Notable episodes of local history, the kind recounted by storytellers to keep their village's memory alive, intermingle with personal memories best kept to oneself. All, however, touch one way or another on Zein; only through his odd behavior has the village been able to form and maintain its own identity.

When he disappears at his own wedding, his friends think he is up to his old tricks. Finally they find him weeping in the cemetery and think the festivities are finished. Just then Zein rises up shouting, ``Make known the good news,'' and takes his usual place at the center of attention.
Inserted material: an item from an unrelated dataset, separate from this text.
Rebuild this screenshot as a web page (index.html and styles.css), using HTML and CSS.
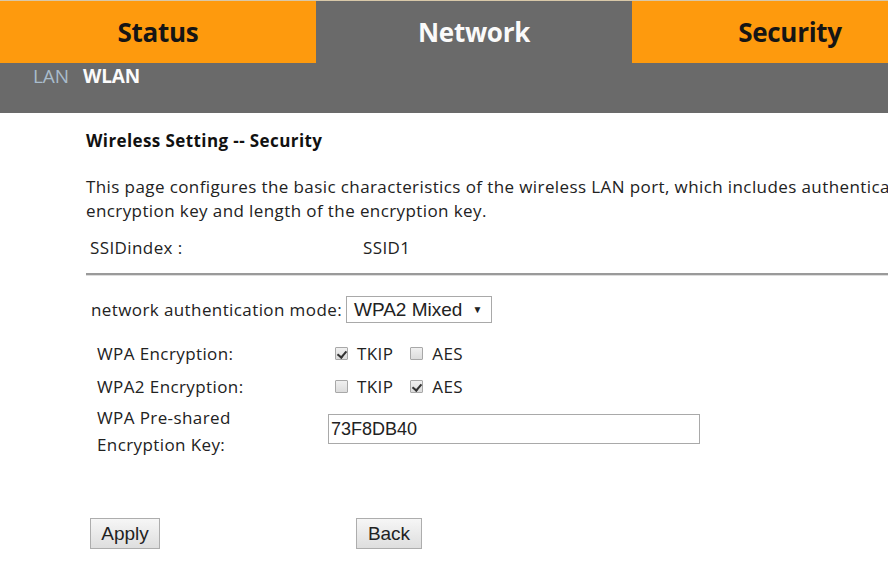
FILE: index.html
```html
<!DOCTYPE html>
<html>
<head>
<meta charset="utf-8">
<link rel="stylesheet" href="styles.css">
</head>
<body>
<div class="topnav">
  <div class="tab tab-orange">Status</div>
  <div class="tab tab-active">Network</div>
  <div class="tab tab-orange">Security</div>
</div>
<div class="subnav">
  <span class="sub sub-lan">LAN</span>
  <span class="sub sub-wlan">WLAN</span>
</div>
<div class="content">
  <div class="title">Wireless Setting -- Security</div>
  <p class="desc">This page configures the basic characteristics of the wireless LAN port, which includes authentication and<br>encryption key and length of the encryption key.</p>
  <div class="ssid-row">
    <span class="ssid-label">SSIDindex :</span>
    <span class="ssid-value">SSID1</span>
  </div>
  <div class="divider"></div>
  <div class="auth-row">
    <span>network authentication mode:</span>
    <div class="select"><span>WPA2 Mixed</span><span class="arrow">▼</span></div>
  </div>
  <div class="form">
    <div class="lbl">WPA Encryption:</div>
    <div class="ctl">
      <span class="cb checked"></span><span class="opt">TKIP</span>
      <span class="cb"></span><span class="opt">AES</span>
    </div>
    <div class="lbl">WPA2 Encryption:</div>
    <div class="ctl">
      <span class="cb"></span><span class="opt">TKIP</span>
      <span class="cb checked"></span><span class="opt">AES</span>
    </div>
    <div class="lbl lbl-key">WPA Pre-shared<br>Encryption Key:</div>
    <div class="ctl ctl-key"><div class="textbox">73F8DB40</div></div>
  </div>
  <div class="buttons">
    <div class="btn btn-apply">Apply</div>
    <div class="btn btn-back">Back</div>
  </div>
</div>
</body>
</html>
```
FILE: styles.css
```css
html, body {
  margin: 0;
  padding: 0;
  width: 888px;
  height: 573px;
  overflow: hidden;
  background: #fff;
  font-family: "Open Sans", "Noto Sans", sans-serif;
  color: #222;
}
.topnav {
  display: flex;
  height: 63px;
  border-top: 1px solid #d8c8a8;
  box-sizing: border-box;
}
.tab {
  flex: 0 0 316px;
  display: flex;
  align-items: center;
  justify-content: center;
  font-size: 26px;
  font-weight: 700;
  letter-spacing: -0.3px;
  padding-bottom: 1px;
  box-sizing: border-box;
}
.tab-orange {
  background: #fe9a0d;
  color: #151515;
}
.tab-active {
  background: #6a6a6a;
  color: #fafafa;
}
.subnav {
  height: 50px;
  background: #6a6a6a;
  padding-left: 33px;
  display: flex;
  align-items: flex-start;
  box-sizing: border-box;
  gap: 14px;
  font-size: 19px;
  letter-spacing: -0.1px;
}
.sub-lan {
  color: #a9bccc;
}
.sub-wlan {
  color: #fbfbfb;
  font-weight: 700;
}
.content {
  padding-left: 86px;
  font-size: 17px;
  letter-spacing: 0.4px;
}
.title {
  margin-top: 17px;
  font-size: 17px;
  font-weight: 700;
  color: #111;
  letter-spacing: 0.4px;
  line-height: 22px;
}
.desc {
  margin: 23px 0 0 0;
  line-height: 24px;
  white-space: nowrap;
  color: #222;
}
.ssid-row {
  display: flex;
  line-height: 24px;
  margin-top: 13px;
  padding-left: 4px;
}
.ssid-label {
  width: 273px;
}
.divider {
  margin-top: 13px;
  height: 2px;
  background: #9a9a9a;
  border-bottom: 1px solid #ddd;
}
.auth-row {
  display: flex;
  align-items: center;
  margin-top: 20px;
  padding-left: 5px;
  gap: 4px;
}
.select {
  display: flex;
  align-items: center;
  height: 27px;
  width: 146px;
  box-sizing: border-box;
  border: 1px solid #a9a9a9;
  padding-left: 7px;
  font-family: "Liberation Sans", Arial, sans-serif;
  font-size: 19px;
  letter-spacing: 0;
  color: #222;
}
.arrow {
  font-size: 10px;
  margin-left: 10px;
}
.form {
  display: grid;
  grid-template-columns: 231px auto;
  grid-auto-rows: 33px;
  margin-top: 14px;
  padding-left: 11px;
}
.lbl {
  display: flex;
  align-items: center;
}
.ctl {
  display: flex;
  align-items: center;
  padding-left: 7px;
}
.form > .lbl-key {
  line-height: 27px;
  height: 54px;
  margin-top: 1px;
}
.form > .ctl-key {
  padding-left: 0;
  height: 54px;
  margin-top: -1px;
}
.cb {
  width: 13px;
  height: 13px;
  box-sizing: border-box;
  border: 1px solid #a8a8a8;
  background: linear-gradient(#f0f0f0, #dcdcdc);
  border-radius: 1px;
  position: relative;
  margin-right: 9px;
}
.cb.checked::after {
  content: "";
  position: absolute;
  left: 3px;
  top: 1px;
  width: 4px;
  height: 7px;
  border-right: 2px solid #333;
  border-bottom: 2px solid #333;
  transform: rotate(40deg);
}
.opt {
  margin-right: 17px;
  color: #222;
}
.textbox {
  width: 372px;
  height: 30px;
  box-sizing: border-box;
  border: 1px solid #a9a9a9;
  padding-left: 2px;
  display: flex;
  align-items: center;
  font-family: "Liberation Sans", Arial, sans-serif;
  font-size: 18px;
  letter-spacing: 0;
  color: #222;
}
.buttons {
  display: flex;
  margin-top: 82px;
  padding-left: 4px;
}
.btn {
  height: 31px;
  box-sizing: border-box;
  border: 1px solid #adadad;
  background: linear-gradient(#f6f6f6, #dedede);
  display: flex;
  align-items: center;
  justify-content: center;
  font-family: "Liberation Sans", Arial, sans-serif;
  font-size: 19px;
  letter-spacing: 0;
  color: #222;
}
.btn-apply {
  width: 70px;
}
.btn-back {
  width: 66px;
  margin-left: 196px;
}
```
In this act of celebration he adds yet more fodder to local lore, making his wedding another epochal moment in village history.

The prolific, Nobel Prize-winning Egyptian, Naguib Mahfouz, often examines the way Cairo's poor neighborhoods maintain their integrity in the face of urban stress. ``Fountain and Tomb,'' his most recent book to appear in English with this theme, won the 1986 Arab League Translation Award. Here Mahfouz uses very short chapters to build discrete scenes from the bustling life of a Cairene slum near a Sufi monastery. The slum is composed of a network of alleyways with only one exit to the main street; walled off on the other side is Cairo's cemetery, known as the City of the Dead.

Mahfouz's narrator is a young, curious boy, as if to embody the crossroads where such fragile communities, poised between insularity and assimilation, stand. He shifts backward and forward in time, all the while watching this neighborhood's village-like charm survive the steamrolling onslaught of modern Cairo.

A loose plot centering on the narrator's coming of age is mixed with vignettes of his good and evil neighbors. The quarter's mysterious visitors, its gangsters and their street punks, loose women, and petty tradesmen all are portrayed in this gallery. Along with the boy, the reader spies on Islamic healing rituals for women, the scheming of underworld gangs, and the political rallies of the Egyptian independence movement.

In the first chapter the boy naps in the monastery's archway and dreams of meeting its reclusive head sheikh, who teaches him a magic phrase. He thinks the invocation has a supernatural power capable of protecting him from harm. This uncertainty between the real and the imagined, the familiarity of his alley versus the mystery of the city and its cemetery, permeates the book.

In the last chapter, the narrator, now a young man, remembers his final, failed attempt to meet the sheikh again. His fascination with the monastery faded long ago. What remains is his neighborhood's vitality.

It is often said that Cairo is a metropolis made up of villages. Mahfouz finds truth in that bit of wisdom.